Monday, May 04, 2020

Face-Lift 1399

Guess the Plot

A Fable of the Faceless

1. In a world where some people have noses but no mouths, ears, or eyes, while other people have only ears or only eyes or only mouths, people must work together to accomplish anything. Assuming they can find anyone else.

2. Paglio was the star of clown school until someone stole his face paint. Now he's down among the faceless, juggling bowling pins, knives, and thoughts of homicide.

3. Anna's BFF convinced her not to eat anything with a face, but now she's seeing faces on mollusks, plants, and even Twinkies. Is someone trying to kill her? Also a nutritional spiritualist.

4. There's a fox who can't reach the potatoes on a high branch, and a crow who's on the branch. But neither of them has a face, so they don't even know there are potatoes. They can't even see each other. Moral: Worry about big problems, not the ones that are small potatoes.

5. Convinced she and her gorgeous family have got what it takes to become social media influencers, Billie enlists a bit of demonic assistance.
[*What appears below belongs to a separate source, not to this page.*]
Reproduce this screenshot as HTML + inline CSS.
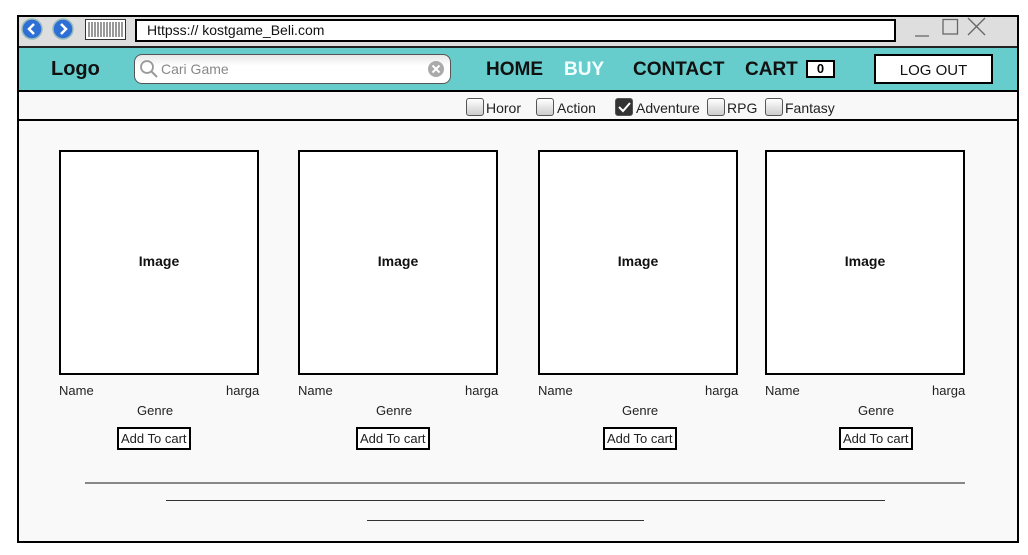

She sells her soul to get millions of Facebook followers. Sadly, her hard-of-hearing helper gives her millions of faceless followers instead. Hilarity ensues when she discovers her fans have a taste for braaaains!

6. For Guido, life as a faceless minion means avoiding the heroes who come to fight the evil overlord, feeding the slime colony without being eaten, and making sure the red dye in his uniform doesn't bleed into his linens, because no one takes a minion with pink undies seriously.


Original Version

Dear Evil Editor,

I'm writing you today with my pitch for my offbeat fantasy novel, "A Fable of the Faceless."

Imagine, if you will, a very different world in which the senses we take for granted – sight, smell, taste, and sound – are not the domain of all mankind [Not sure "domain" is the right word. Maybe they're not all innate in mankind?] but instead divided across four races, each as distinct in culture as they are in appearance.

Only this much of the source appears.